| Exercise directions |
Go through the listing and return every line with "React" in it.

| Data extract |
>> start
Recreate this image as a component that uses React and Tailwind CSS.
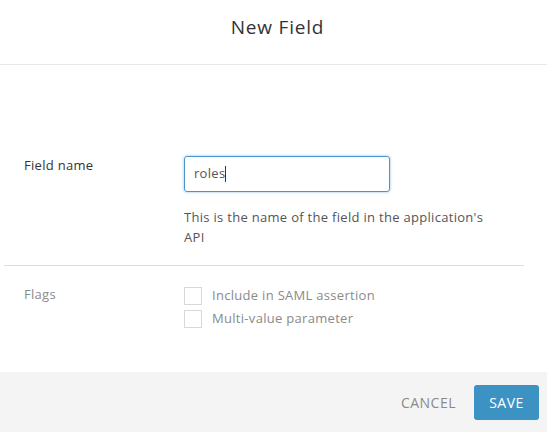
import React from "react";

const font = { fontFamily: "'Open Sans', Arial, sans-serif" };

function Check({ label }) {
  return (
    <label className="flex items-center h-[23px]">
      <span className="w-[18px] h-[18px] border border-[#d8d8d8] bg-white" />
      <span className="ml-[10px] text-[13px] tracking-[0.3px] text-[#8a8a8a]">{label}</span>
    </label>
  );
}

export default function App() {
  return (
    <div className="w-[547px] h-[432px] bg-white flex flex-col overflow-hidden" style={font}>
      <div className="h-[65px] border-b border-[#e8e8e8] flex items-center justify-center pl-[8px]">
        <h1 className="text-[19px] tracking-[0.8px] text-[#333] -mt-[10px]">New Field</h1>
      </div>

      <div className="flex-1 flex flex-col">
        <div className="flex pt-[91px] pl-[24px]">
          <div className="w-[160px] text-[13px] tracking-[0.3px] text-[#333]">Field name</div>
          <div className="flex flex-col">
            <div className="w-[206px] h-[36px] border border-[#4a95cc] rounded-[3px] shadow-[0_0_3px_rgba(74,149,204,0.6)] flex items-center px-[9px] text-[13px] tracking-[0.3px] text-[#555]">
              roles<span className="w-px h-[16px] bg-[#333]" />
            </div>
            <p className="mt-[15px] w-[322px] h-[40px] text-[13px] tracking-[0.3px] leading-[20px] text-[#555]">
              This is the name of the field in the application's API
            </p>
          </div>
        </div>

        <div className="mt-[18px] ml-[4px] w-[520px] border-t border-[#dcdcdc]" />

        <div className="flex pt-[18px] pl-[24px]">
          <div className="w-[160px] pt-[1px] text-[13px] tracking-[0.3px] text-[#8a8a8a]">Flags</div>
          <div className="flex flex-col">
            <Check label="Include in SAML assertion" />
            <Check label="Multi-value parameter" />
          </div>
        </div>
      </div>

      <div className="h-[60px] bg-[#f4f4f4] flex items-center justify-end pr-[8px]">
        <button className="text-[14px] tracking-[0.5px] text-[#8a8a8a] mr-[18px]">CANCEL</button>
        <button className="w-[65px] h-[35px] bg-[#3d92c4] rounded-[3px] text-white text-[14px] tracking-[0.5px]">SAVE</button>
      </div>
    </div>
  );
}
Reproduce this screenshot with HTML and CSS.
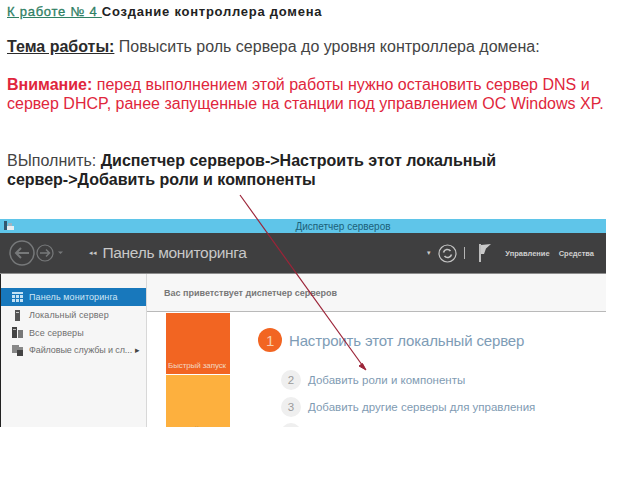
>> end
| Response for this exercise |
Recreate this image as a component that uses React and Tailwind CSS.
import React from "react";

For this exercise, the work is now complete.